DIRECTION => Some lines of these records may hold the word "this"; state how many, using only the number.

(Stored data entries)
======

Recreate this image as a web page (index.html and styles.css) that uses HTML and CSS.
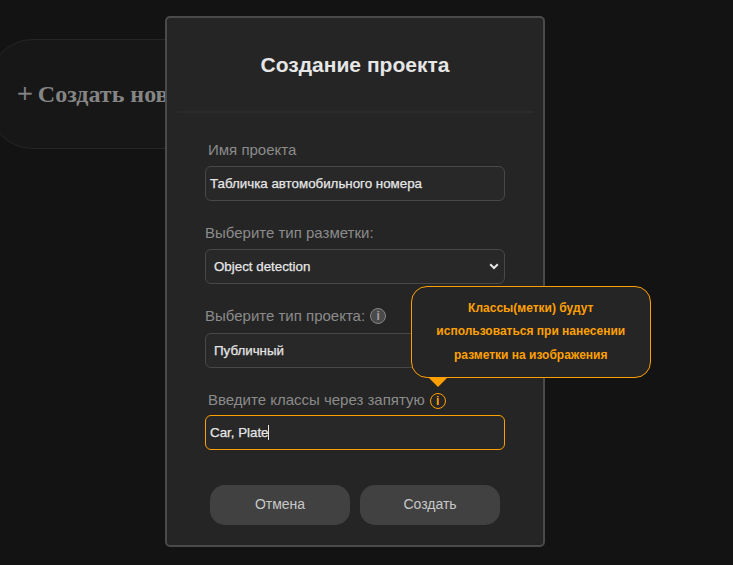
FILE: index.html
```html
<!DOCTYPE html>
<html lang="ru">
<head>
<meta charset="utf-8">
<title>Создание проекта</title>
<link rel="stylesheet" href="styles.css">
</head>
<body>
<div class="new-card"><span class="plus">+</span> Создать новый проект</div>
<main class="modal">
  <header class="modal-head"><h1>Создание проекта</h1></header>
  <form class="form">
    <div class="field">
      <div class="label indent"><span>Имя проекта</span></div>
      <div class="control"><span class="value">Табличка автомобильного номера</span></div>
    </div>
    <div class="field">
      <div class="label"><span>Выберите тип разметки:</span></div>
      <div class="control select"><span class="value">Object detection</span>
        <svg class="chevron" viewBox="0 0 10 7" width="10" height="7"><path d="M1.2 1.2 5 5 8.8 1.2"/></svg>
      </div>
    </div>
    <div class="field project-type">
      <div class="label"><span>Выберите тип проекта:</span><span class="info">i</span></div>
      <div class="control select"><span class="value">Публичный</span></div>
    </div>
    <div class="field last">
      <div class="label indent"><span>Введите классы через запятую</span><span class="info active">i<span class="tooltip">Классы(метки) будут использоваться при нанесении разметки на изображения</span></span></div>
      <div class="control focus"><span class="value">Car, Plate</span><span class="caret"></span></div>
    </div>
    <div class="actions"><button type="button">Отмена</button><button type="button">Создать</button></div>
  </form>
</main>
</body>
</html>
```
FILE: styles.css
```css
* { box-sizing: border-box; }
html, body { height: 100%; }
body {
  margin: 0;
  overflow: hidden;
  position: relative;
  background: #131313;
  font-family: "Liberation Sans", Arial, sans-serif;
  padding: 16px 0 0 165px;
}
.new-card {
  position: absolute;
  left: -12px;
  top: 39px;
  width: 330px;
  height: 110px;
  border: 1px solid #262626;
  border-radius: 45px;
  background: #171717;
  color: #858585;
  font: bold 24px/108px "Liberation Serif", "Times New Roman", serif;
  padding-left: 28px;
  white-space: nowrap;
}
.plus {
  margin-right: -1px;
  font-weight: 400;
  font-size: 28px;
  line-height: 1;
  vertical-align: -1px;
  -webkit-text-stroke: 0.4px #858585;
}
.modal {
  position: relative;
  width: 380px;
  height: 531px;
  border: 2px solid #4a4a4a;
  border-radius: 5px;
  background: #252525;
}
.modal-head {
  height: 95px;
  margin: 0 10px;
  border-bottom: 2px solid #2b2b2b;
}
h1 {
  margin: 0;
  color: #e6e6e6;
  font-size: 21px;
  line-height: 94px;
  text-align: center;
}
.form { padding: 26px 38px 0; }
.field { height: 83px; }
.field.last { height: 97px; }
.label {
  display: flex;
  align-items: center;
  height: 27px;
  padding-bottom: 6px;
  color: #8b8b8b;
  font-size: 15px;
  white-space: nowrap;
}
.project-type .label { height: 28px; padding-bottom: 7px; }
.last .label { padding-bottom: 2px; }
.last .label > span:first-child { margin-top: -2px; }
.indent { padding-left: 3px; }
.control {
  display: flex;
  align-items: center;
  height: 35px;
  padding: 0 4px;
  border: 1px solid #484848;
  border-radius: 6px;
  background: #282828;
  color: #e6e6e6;
  font-size: 13.333px;
  white-space: nowrap;
}
.value { -webkit-text-stroke: 0.25px #e6e6e6; }
.select { padding: 0 5px 0 8px; justify-content: space-between; }
.focus { border-color: #ffa000; }
.focus .value { margin-top: -1px; }
.chevron { fill: none; stroke: #e6e6e6; stroke-width: 2; }
.caret { width: 1px; height: 15px; margin-left: -1px; background: #e6e6e6; }
.info {
  position: relative;
  width: 16px;
  height: 16px;
  margin-left: 5px;
  border: 1px solid #858585;
  border-radius: 50%;
  background: #4a4a4a;
  color: #a0a0a0;
  font-size: 12px;
  font-weight: bold;
  line-height: 14px;
  text-align: center;
}
.active { border-color: #ffa000; background: transparent; color: #ffa000; }
.tooltip {
  position: absolute;
  left: -20px;
  bottom: 30px;
  width: 240px;
  height: 92px;
  padding: 10px 20px;
  border: 1px solid #ffa000;
  border-radius: 16px;
  background: #252525;
  font-size: 12px;
  line-height: 23.5px;
  white-space: normal;
}
.tooltip::after {
  content: "";
  position: absolute;
  left: 16px;
  top: 90px;
  border: 10px solid transparent;
  border-top-color: #ffa000;
  border-bottom: 0;
}
.actions { display: flex; gap: 10px; padding-left: 5px; }
button {
  width: 140px;
  height: 40px;
  padding: 0 0 2px;
  border: 0;
  border-radius: 15px;
  background: #414141;
  color: #c8c8c8;
  font: 14px "Liberation Sans", Arial, sans-serif;
}
```
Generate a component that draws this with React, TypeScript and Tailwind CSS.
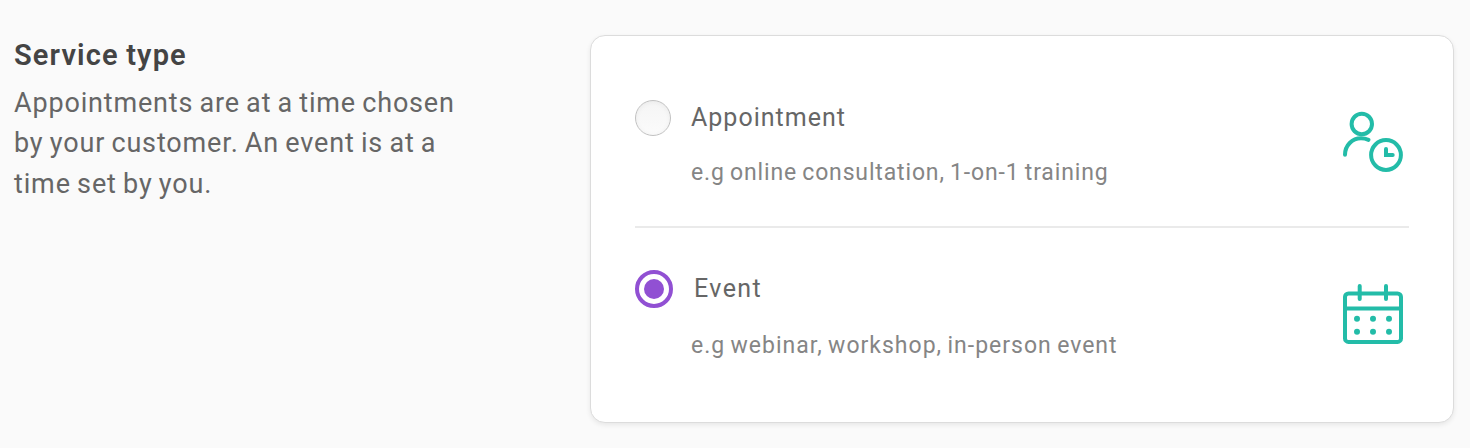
import type { ReactNode } from "react";

function AppointmentIcon() {
  return (
    <svg width="64" height="64" viewBox="0 0 64 64" fill="none" stroke="#23bca8" strokeWidth="4" strokeLinecap="round">
      <circle cx="20.8" cy="14" r="10.2" />
      <path d="M4 44.800C4 35.500 11.200 28.200 20 28.200C22.700 28.200 25.200 28.800 27.500 29.800" />
      <circle cx="45" cy="45" r="14.900" />
      <path d="M45 39V45H51.700" strokeLinejoin="miter" />
    </svg>
  );
}

function CalendarIcon() {
  return (
    <svg width="64" height="64" viewBox="0 0 64 64" fill="none" stroke="#23bca8" strokeWidth="4" strokeLinecap="round">
      <rect x="4" y="11.400" width="56" height="48.500" rx="3.500" />
      <path d="M4 26.500H60M18.700 4V17M45 4V17" />
      <g fill="#23bca8" stroke="none">
        <circle cx="16" cy="36.700" r="3" />
        <circle cx="32" cy="36.700" r="3" />
        <circle cx="48" cy="36.700" r="3" />
        <circle cx="16" cy="49.700" r="3" />
        <circle cx="32" cy="49.700" r="3" />
        <circle cx="48" cy="49.700" r="3" />
      </g>
    </svg>
  );
}

function Radio({ checked }: { checked: boolean }) {
  return checked ? (
    <span role="radio" aria-checked="true" className="flex size-[38px] shrink-0 items-center justify-center rounded-full border-4 border-[#9150d3] bg-white">
      <span className="size-5 rounded-full bg-[#9150d3]" />
    </span>
  ) : (
    <span role="radio" aria-checked="false" className="size-9 shrink-0 rounded-full border border-[#c2c2c2] bg-linear-to-b from-[#f5f5f5] to-[#fbfbfb] shadow-[inset_0_1px_5px_rgba(0,0,0,0.05)]" />
  );
}

function Option({ control, label, note, icon, className }: { control: ReactNode; label: ReactNode; note: ReactNode; icon: ReactNode; className: string }) {
  return (
    <div className={`flex items-start justify-between ${className}`}>
      <div>
        <div className="flex h-[38px] items-start">
          {control}
          {label}
        </div>
        {note}
      </div>
      {icon}
    </div>
  );
}

export default function App() {
  return (
    <main className="flex h-[448px] w-[1470px] items-start bg-[#fafafa] font-['Roboto',sans-serif]">
      <section className="w-[590px] shrink-0 pt-[35px] pl-[14px]">
        <h2 className="text-[29px] leading-10 font-semibold tracking-[1.15px] [word-spacing:-1px] whitespace-nowrap text-[#444]">
          <span>Service type</span>
        </h2>
        <p className="mt-[7.500px] text-[27px] leading-[40.500px] whitespace-nowrap text-[#666]">
          <span className="tracking-[0.83px] [word-spacing:-1.3px]">Appointments are at a time chosen</span>
          <br />
          <span className="tracking-[0.85px] [word-spacing:-1.3px]">by your customer. An event is at a</span>
          <br />
          <span className="tracking-[0.86px] [word-spacing:-1.3px]">time set by you.</span>
        </p>
      </section>
      <section role="radiogroup" className="mt-[35px] h-[388px] w-[864px] rounded-[15px] border border-[#dcdcdc] bg-white px-11 shadow-[0_2px_5px_rgba(0,0,0,0.08)]">
        <Option
          className="h-[192px] border-b-2 border-[#eaeaea] pt-16"
          control={<Radio checked={false} />}
          label={<span className="ml-5 text-[25px] leading-9 tracking-[1px] text-[#666]">Appointment</span>}
          note={<p className="mt-[17px] ml-14 text-[23px] leading-9 tracking-[0.85px] [word-spacing:-1.3px] text-[#858585]">e.g online consultation, 1-on-1 training</p>}
          icon={<div className="mt-[10px] mr-[4px]"><AppointmentIcon /></div>}
        />
        <Option
          className="pt-[42px]"
          control={<Radio checked />}
          label={<span className="mt-px ml-[21px] text-[25px] leading-9 tracking-[1.4px] text-[#666]">Event</span>}
          note={<p className="mt-[20px] ml-14 text-[23px] leading-9 tracking-[1px] [word-spacing:-1.3px] text-[#858585]">e.g webinar, workshop, in-person event</p>}
          icon={<div className="mt-[12px] mr-[4px]"><CalendarIcon /></div>}
        />
      </section>
    </main>
  );
}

======

COMPLETE ANSWER => 2